After the CPSC’s testing, Amazon stopped allowing these products to be listed on its platform, but that and other remedies were deemed insufficient. So, over the next two months, to protect the public, Amazon must now make a plan to “provide notice of the product hazards to purchasers and the public” and “incentivize the removal of these hazardous products from consumers’ homes,” the CPSC ordered.
Amazon’s Recall Plan
It’s unclear what steps Amazon will take next should its appeal fail.
Amazon had a small win when the Commission agreed that it did not have to post the public notice on social media. But Amazon’s plan will have to set up a process to offer full refunds or replacements for any products either returned by customers or proven to be destroyed. And Amazon will have to submit monthly progress reports and retain records to document its recall process adequately.
The tech company had tried to resist the Commission’s efforts to require a return or proof of destruction, arguing that was an overreach. But the CPSC said not only was that condition appropriate, it was necessary to adequately track the ongoing safety risks to communities. In total, approximately 418,818 units of these products were sold on Amazon to approximately 376,009 customers, the CPSC noted, and no one knows how many products were destroyed due to Amazon’s messages.
“Leaving the [products] in consumers’ possession and possibly in the secondary marketplace would be contrary to the CPSA’s purpose of protecting the public against unreasonable risks of injury from consumer products,” the CPSC said. “The Commission finds that conditioning refunds or replacements of the [products] upon return or proof of destruction is authorized by the CPSA, consistent with Commission policy and practice, and in the public interest because it prevents continuing consumer harm.”
Amazon has defended the safety of products sold and resold on its platform.

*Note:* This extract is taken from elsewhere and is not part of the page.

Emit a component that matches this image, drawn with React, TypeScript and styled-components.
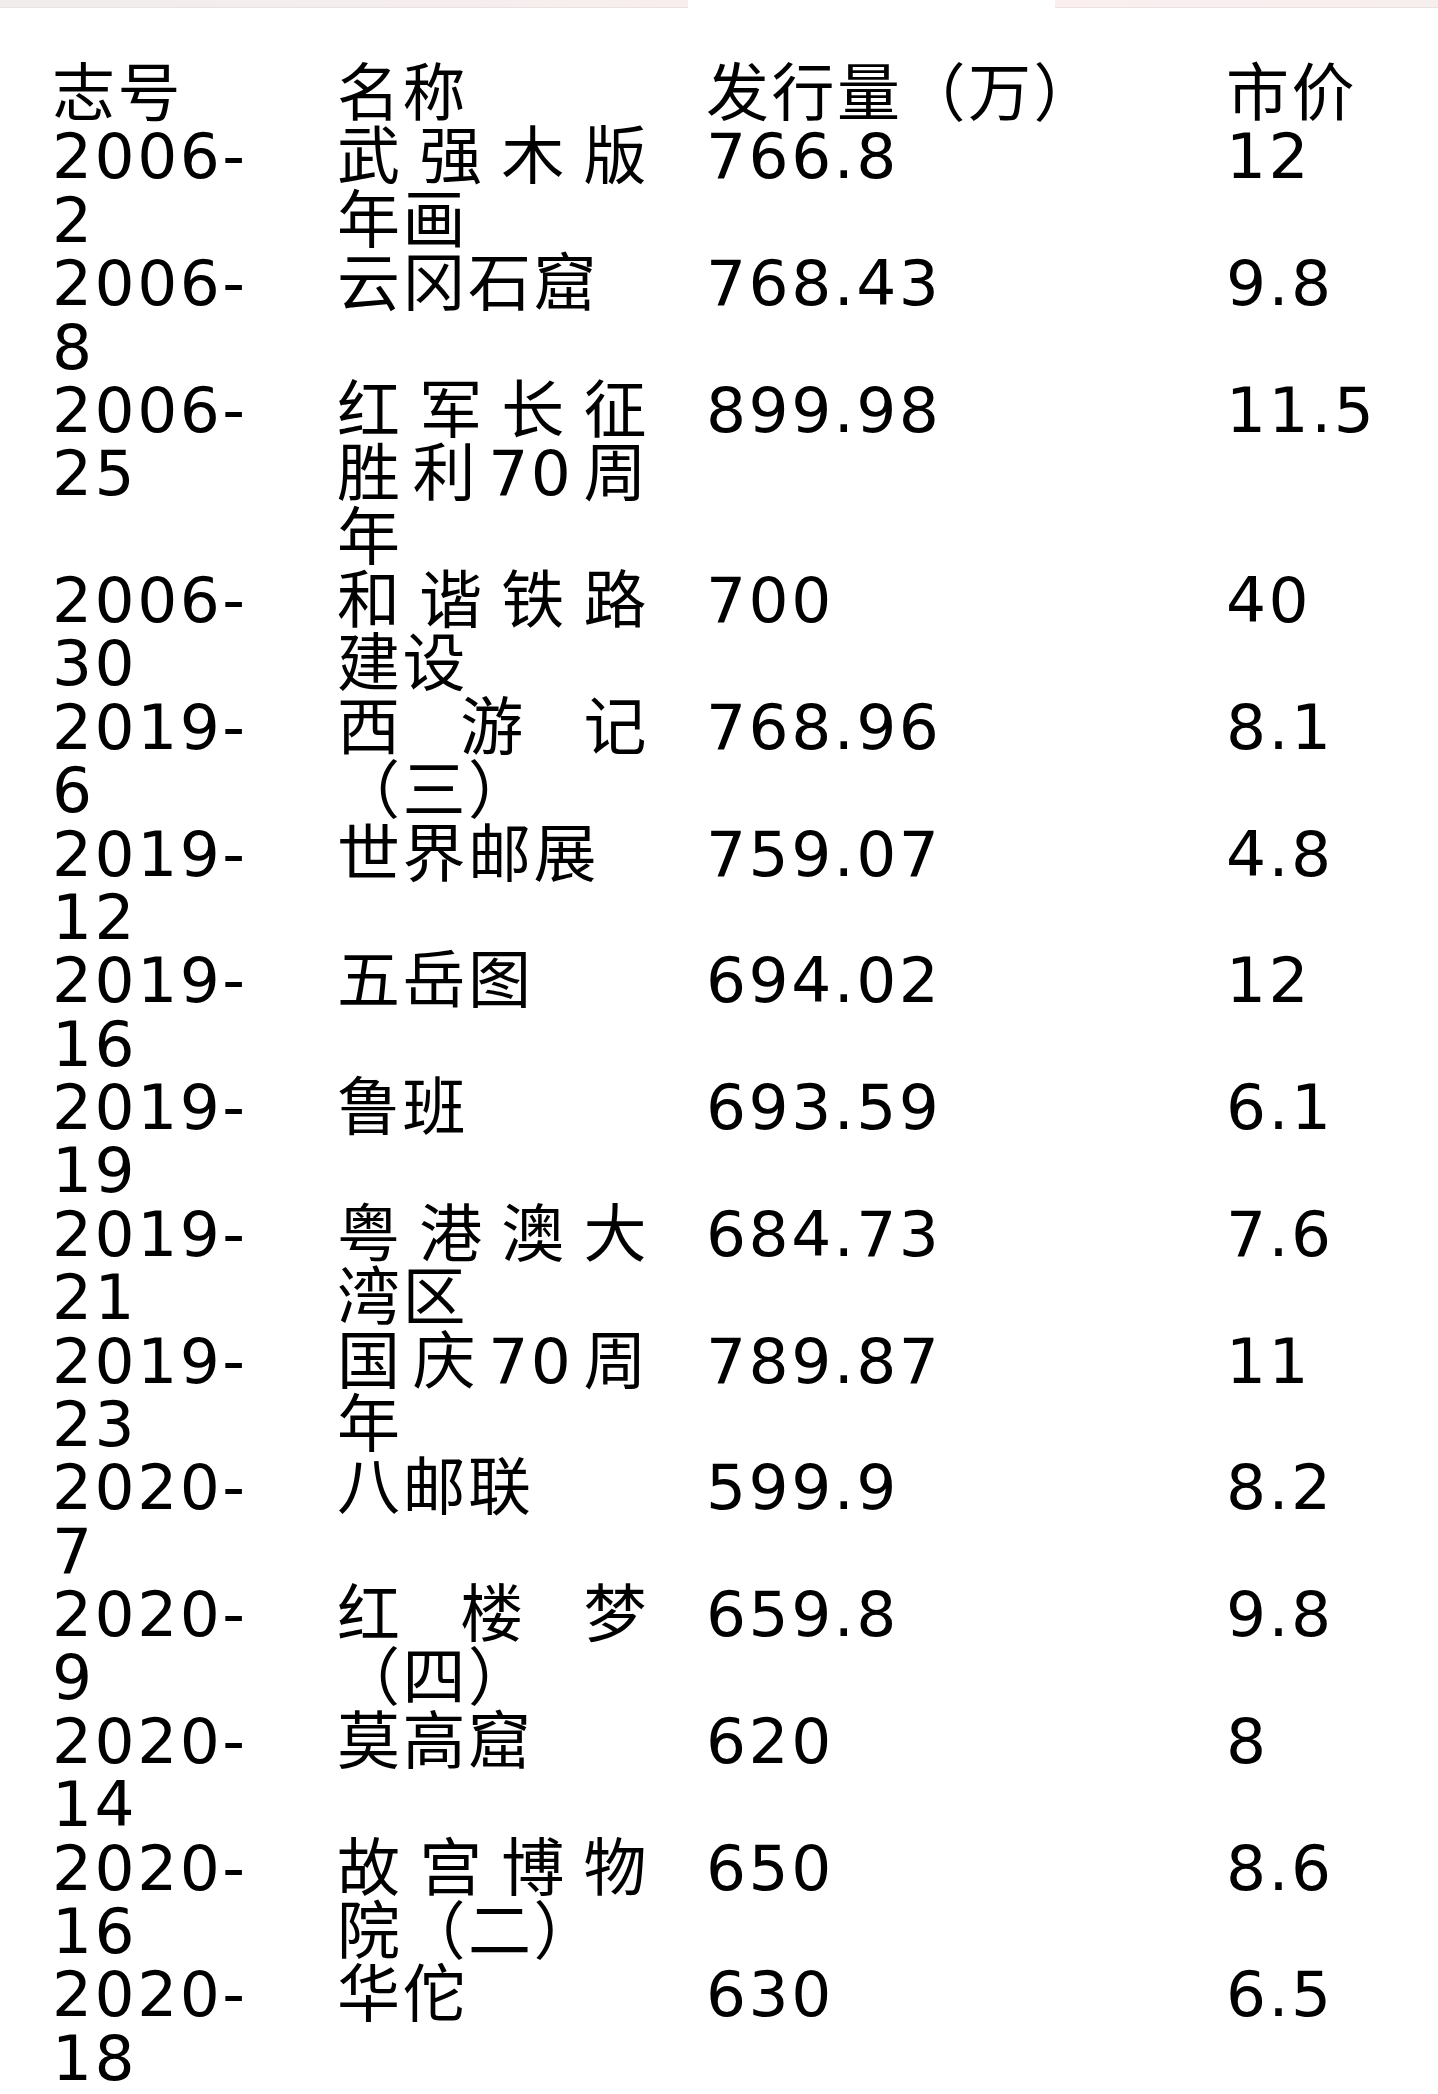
import React from 'react';
import styled, { createGlobalStyle } from 'styled-components';

const GlobalStyle = createGlobalStyle`
  html, body {
    margin: 0;
    padding: 0;
    background: #fff;
  }
  body {
    font-family: 'DejaVu Sans', 'Noto Sans CJK SC', sans-serif;
    color: #000;
  }
`;

interface Stamp {
  year: string;
  num: string;
  name: string;
  issue: string;
  price: string;
}

const stamps: Stamp[] = [
  { year: '2006', num: '2', name: '武强木版年画', issue: '766.8', price: '12' },
  { year: '2006', num: '8', name: '云冈石窟', issue: '768.43', price: '9.8' },
  { year: '2006', num: '25', name: '红军长征胜利70周年', issue: '899.98', price: '11.5' },
  { year: '2006', num: '30', name: '和谐铁路建设', issue: '700', price: '40' },
  { year: '2019', num: '6', name: '西游记（三）', issue: '768.96', price: '8.1' },
  { year: '2019', num: '12', name: '世界邮展', issue: '759.07', price: '4.8' },
  { year: '2019', num: '16', name: '五岳图', issue: '694.02', price: '12' },
  { year: '2019', num: '19', name: '鲁班', issue: '693.59', price: '6.1' },
  { year: '2019', num: '21', name: '粤港澳大湾区', issue: '684.73', price: '7.6' },
  { year: '2019', num: '23', name: '国庆70周年', issue: '789.87', price: '11' },
  { year: '2020', num: '7', name: '八邮联', issue: '599.9', price: '8.2' },
  { year: '2020', num: '9', name: '红楼梦（四）', issue: '659.8', price: '9.8' },
  { year: '2020', num: '14', name: '莫高窟', issue: '620', price: '8' },
  { year: '2020', num: '16', name: '故宫博物院（二）', issue: '650', price: '8.6' },
  { year: '2020', num: '18', name: '华佗', issue: '630', price: '6.5' }
];

// thin pink bar left over from the app header
const TopStrip = styled.div`
  display: flex;
  justify-content: space-between;
  height: 8px;
`;

const StripPiece = styled.div<{ $w: number; $from: string; $to: string }>`
  width: ${p => p.$w}px;
  height: 100%;
  background: linear-gradient(90deg, ${p => p.$from}, ${p => p.$to});
  border-bottom: 1px solid #e9e1e2;
  box-sizing: border-box;
`;

const Table = styled.div`
  display: grid;
  grid-template-columns: 285px 369px 520px 1fr;
  align-items: start;
  padding: 54px 0 0 52px;
  font-size: 63px;
  line-height: 63.37px;
  letter-spacing: 2.5px;
`;

const Cell = styled.div<{ $pad?: number }>`
  padding-right: ${p => p.$pad ?? 0}px;
`;

const NameCell = styled(Cell)`
  text-align: justify;
  text-justify: inter-character;
  line-break: strict;
`;

const App: React.FC = () => (
  <>
    <GlobalStyle />
    <TopStrip>
      <StripPiece $w={688} $from='#f1eded' $to='#f8eeee' />
      <StripPiece $w={383} $from='#fbeff0' $to='#f7eeee' />
    </TopStrip>
    <Table>
      <Cell $pad={75}>志号</Cell>
      <Cell $pad={57}>名称</Cell>
      <Cell>发行量（万）</Cell>
      <Cell>市价</Cell>
      {stamps.map(s => (
        <React.Fragment key={s.year + s.num}>
          <Cell $pad={75}>
            {s.year}-<wbr />{s.num}
          </Cell>
          <NameCell $pad={57}>{s.name}</NameCell>
          <Cell>{s.issue}</Cell>
          <Cell>{s.price}</Cell>
        </React.Fragment>
      ))}
    </Table>
  </>
);

export default App;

“We stand behind the safety of every product in our store through our A-to-Z Guarantee, regardless of whether it is sold by Amazon or by one of our selling partners,” Amazon’s spokesperson said. “We have proactive measures in place to prevent unsafe products, and we continuously monitor the listings in our store. If we discover an unsafe product available for sale, we address the issue immediately, and refine our processes.”

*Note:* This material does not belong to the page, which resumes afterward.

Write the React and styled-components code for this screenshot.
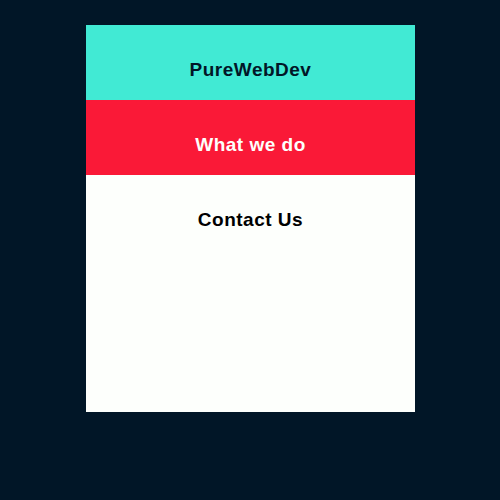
import React from "react";
import styled, { createGlobalStyle } from "styled-components";

const Global = createGlobalStyle`
  html, body { margin: 0; padding: 0; background: #011627; }
  body { width: 500px; height: 500px; font-family: "Liberation Sans", Arial, sans-serif; }
`;

const Page = styled.div`
  width: 500px;
  height: 500px;
  padding-top: 25px;
  box-sizing: border-box;
  display: flex;
  justify-content: center;
`;

const Menu = styled.nav`
  width: 329px;
  height: 387px;
  margin-left: 1px;
  background: #fdfffc;
  display: flex;
  flex-direction: column;
`;

const Item = styled.div`
  height: 75px;
  box-sizing: border-box;
  padding-top: 33px;
  text-align: center;
  font-size: 19px;
  line-height: 24px;
  font-weight: 700;
  letter-spacing: 0.5px;
  background: ${(p) => p.$bg || "transparent"};
  color: ${(p) => p.$fg || "#000"};
`;

export default function App() {
  return (
    <>
      <Global />
      <Page>
        <Menu>
          <Item $bg="#41ead4" $fg="#011627">PureWebDev</Item>
          <Item $bg="#fa1937" $fg="#fdfffc">What we do</Item>
          <Item $fg="#000">Contact Us</Item>
        </Menu>
      </Page>
    </>
  );
}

But the CPSC warned that Amazon’s safety notices did not go far enough to protect the public.
“Serious injuries or death can occur if the garments ignite while being worn by children,” CPSC warned, while “dangerous levels of carbon monoxide accumulation puts “lives at risk.” And defective hair dryers “present a significant electric shock and electrocution hazard to users and can ultimately lead to death.”
To make up for “significant deficiencies” in Amazon’s initial messaging, mandatory recall notices will likely include “a description of the product (including a photograph), hazard, injuries, deaths, action being taken, and remedy,” provide “relevant dates and number of units” sold, and specifically use “the word ‘recall’ in the heading and text,” the CPSC said.
Amazon’s spokesperson told Ars that “in the event of a product recall in our store, we remove impacted products promptly after receiving actionable information from recalling agencies, and we continue to seek ways to innovate on behalf of our customers.”
“Our recalls alerts service also ensures our customers are notified of important product safety information fast, and the recalls process is effective and efficient,” Amazon’s spokesperson said.
Customers can keep up with Amazon recalls in a designated safety alert section of its website.